------ SOURCE RECORDS ------
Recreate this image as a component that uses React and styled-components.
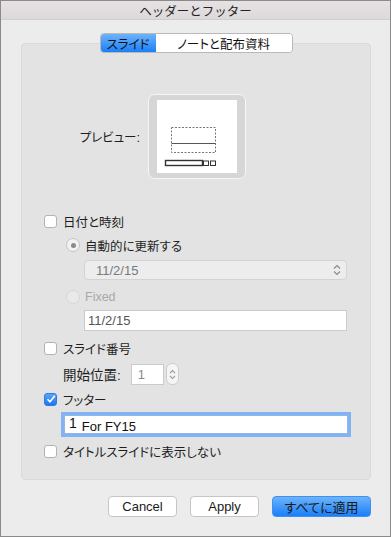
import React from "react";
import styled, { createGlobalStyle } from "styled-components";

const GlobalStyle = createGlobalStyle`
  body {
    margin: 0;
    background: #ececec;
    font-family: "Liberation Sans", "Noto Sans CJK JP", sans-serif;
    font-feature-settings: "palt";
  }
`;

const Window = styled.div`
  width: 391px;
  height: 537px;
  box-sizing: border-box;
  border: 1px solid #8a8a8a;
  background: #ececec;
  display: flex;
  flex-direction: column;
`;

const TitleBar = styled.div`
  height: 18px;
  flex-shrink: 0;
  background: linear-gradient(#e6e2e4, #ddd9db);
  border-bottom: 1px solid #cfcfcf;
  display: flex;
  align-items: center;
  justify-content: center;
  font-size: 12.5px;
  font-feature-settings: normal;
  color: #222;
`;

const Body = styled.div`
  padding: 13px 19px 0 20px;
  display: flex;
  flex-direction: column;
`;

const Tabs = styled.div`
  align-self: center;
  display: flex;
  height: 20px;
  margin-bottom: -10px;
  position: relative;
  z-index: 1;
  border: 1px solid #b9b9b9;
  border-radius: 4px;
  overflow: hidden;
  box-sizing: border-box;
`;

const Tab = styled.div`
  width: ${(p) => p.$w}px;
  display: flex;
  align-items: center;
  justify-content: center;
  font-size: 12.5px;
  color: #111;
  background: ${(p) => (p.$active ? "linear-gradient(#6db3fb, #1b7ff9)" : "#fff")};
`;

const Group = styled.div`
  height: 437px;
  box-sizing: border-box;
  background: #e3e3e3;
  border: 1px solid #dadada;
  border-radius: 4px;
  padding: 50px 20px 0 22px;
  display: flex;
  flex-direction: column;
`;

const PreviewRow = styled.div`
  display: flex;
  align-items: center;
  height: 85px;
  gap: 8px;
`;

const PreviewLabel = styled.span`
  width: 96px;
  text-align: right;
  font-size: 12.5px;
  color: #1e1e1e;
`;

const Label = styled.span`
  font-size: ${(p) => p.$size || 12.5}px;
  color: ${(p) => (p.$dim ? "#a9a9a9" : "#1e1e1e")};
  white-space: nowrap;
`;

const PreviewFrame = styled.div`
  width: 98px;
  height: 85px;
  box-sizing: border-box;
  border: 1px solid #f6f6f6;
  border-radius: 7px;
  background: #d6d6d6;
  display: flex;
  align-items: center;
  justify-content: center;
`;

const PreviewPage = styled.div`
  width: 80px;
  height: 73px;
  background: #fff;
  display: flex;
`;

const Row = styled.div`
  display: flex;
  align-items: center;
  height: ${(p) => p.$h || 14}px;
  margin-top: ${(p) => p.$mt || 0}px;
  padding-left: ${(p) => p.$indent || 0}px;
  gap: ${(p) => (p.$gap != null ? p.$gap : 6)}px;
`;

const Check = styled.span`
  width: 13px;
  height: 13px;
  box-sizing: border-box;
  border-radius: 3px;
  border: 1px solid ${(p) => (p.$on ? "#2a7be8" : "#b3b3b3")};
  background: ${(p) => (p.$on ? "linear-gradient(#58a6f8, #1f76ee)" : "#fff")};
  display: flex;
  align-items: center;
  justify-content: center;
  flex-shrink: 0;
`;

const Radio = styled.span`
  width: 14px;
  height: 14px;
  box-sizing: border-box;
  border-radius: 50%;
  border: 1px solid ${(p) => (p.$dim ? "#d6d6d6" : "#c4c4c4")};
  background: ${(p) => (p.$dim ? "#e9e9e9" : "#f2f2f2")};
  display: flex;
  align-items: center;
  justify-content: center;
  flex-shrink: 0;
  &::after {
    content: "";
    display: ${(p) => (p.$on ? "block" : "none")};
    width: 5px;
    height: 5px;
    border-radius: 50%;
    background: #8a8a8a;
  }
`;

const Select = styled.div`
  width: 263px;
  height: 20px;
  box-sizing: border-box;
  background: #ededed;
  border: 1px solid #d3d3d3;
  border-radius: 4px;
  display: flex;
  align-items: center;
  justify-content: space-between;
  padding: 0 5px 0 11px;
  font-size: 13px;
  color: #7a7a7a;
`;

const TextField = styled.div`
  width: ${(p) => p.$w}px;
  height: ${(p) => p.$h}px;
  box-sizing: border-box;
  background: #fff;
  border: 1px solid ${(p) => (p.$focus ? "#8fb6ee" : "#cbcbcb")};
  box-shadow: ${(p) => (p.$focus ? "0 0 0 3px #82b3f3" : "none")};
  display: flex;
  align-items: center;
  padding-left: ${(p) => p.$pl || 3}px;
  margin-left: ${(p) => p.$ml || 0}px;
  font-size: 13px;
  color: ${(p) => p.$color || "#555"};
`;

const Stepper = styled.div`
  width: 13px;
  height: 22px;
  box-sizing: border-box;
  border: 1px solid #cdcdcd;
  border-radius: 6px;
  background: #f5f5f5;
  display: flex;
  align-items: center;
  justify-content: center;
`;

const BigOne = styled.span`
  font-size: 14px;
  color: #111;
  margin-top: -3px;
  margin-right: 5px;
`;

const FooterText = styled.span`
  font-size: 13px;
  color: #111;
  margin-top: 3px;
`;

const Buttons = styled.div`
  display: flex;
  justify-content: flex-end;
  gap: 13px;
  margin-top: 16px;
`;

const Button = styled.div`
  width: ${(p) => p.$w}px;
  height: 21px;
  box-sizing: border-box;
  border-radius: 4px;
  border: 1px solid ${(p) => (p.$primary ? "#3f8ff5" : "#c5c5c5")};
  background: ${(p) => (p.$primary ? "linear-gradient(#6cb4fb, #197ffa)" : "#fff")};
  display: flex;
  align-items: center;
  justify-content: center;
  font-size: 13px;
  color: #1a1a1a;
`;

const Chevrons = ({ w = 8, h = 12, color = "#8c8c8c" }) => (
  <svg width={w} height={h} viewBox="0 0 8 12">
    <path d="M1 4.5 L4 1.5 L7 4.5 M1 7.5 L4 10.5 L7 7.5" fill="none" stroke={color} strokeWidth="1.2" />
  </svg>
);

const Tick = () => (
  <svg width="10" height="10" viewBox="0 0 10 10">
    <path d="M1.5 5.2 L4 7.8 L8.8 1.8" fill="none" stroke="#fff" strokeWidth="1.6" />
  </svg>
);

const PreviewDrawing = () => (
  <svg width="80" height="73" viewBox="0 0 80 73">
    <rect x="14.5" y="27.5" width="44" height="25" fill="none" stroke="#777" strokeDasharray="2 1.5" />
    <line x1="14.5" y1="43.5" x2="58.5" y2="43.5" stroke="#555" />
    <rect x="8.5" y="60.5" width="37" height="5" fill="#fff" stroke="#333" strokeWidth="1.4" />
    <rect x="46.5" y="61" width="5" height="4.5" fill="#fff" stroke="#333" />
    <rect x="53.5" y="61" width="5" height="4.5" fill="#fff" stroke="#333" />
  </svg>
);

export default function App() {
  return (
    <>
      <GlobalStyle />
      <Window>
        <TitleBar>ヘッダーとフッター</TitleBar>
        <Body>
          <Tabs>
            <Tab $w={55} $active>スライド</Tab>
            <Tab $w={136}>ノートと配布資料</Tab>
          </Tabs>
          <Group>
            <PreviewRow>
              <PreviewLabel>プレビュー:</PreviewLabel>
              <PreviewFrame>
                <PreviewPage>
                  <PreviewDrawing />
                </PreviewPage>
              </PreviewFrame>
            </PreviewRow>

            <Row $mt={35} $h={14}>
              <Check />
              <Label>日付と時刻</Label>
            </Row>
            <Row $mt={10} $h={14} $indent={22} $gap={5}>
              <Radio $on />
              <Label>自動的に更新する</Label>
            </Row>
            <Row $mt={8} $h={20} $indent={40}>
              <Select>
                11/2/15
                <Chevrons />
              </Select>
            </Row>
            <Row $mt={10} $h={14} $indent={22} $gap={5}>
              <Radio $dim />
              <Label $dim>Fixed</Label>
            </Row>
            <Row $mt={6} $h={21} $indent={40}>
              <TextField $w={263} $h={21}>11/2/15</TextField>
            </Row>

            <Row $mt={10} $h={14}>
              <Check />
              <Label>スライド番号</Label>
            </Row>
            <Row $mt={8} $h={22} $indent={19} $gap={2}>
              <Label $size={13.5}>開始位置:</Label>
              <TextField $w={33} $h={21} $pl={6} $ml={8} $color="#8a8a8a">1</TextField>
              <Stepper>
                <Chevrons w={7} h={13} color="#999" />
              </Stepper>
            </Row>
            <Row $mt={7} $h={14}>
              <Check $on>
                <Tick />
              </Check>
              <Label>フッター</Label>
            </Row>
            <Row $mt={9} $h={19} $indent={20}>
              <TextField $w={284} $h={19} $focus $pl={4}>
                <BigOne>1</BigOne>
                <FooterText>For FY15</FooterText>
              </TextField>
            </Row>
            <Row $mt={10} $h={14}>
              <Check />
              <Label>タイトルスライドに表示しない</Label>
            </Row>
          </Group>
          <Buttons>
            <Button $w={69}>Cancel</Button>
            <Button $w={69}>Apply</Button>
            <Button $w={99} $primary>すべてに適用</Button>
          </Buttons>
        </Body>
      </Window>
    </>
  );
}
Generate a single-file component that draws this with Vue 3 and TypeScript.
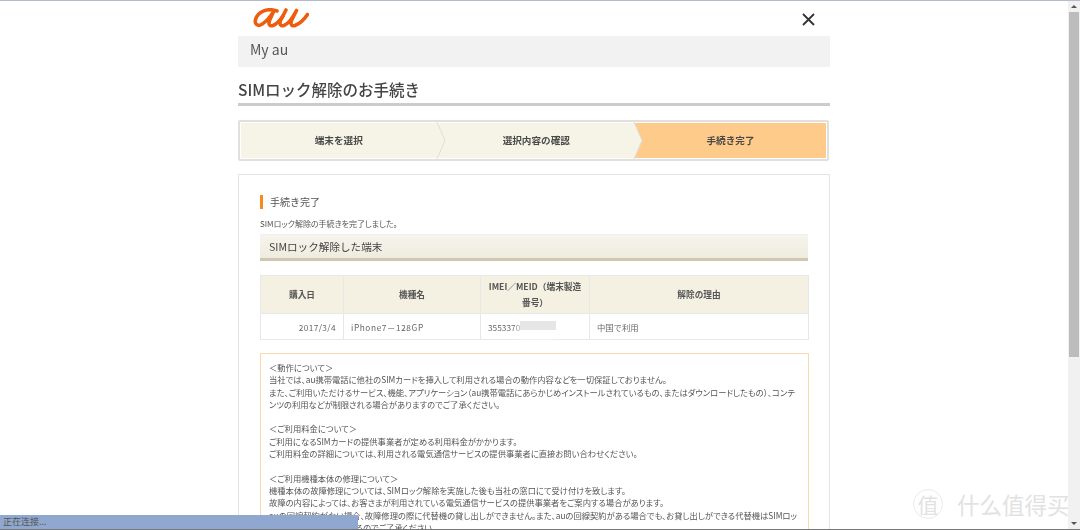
------
#### [WHAT THE TASK ASKS]
Give only the count of lines in the data that include the string "components".

#### [PROBLEM SOLUTION]
2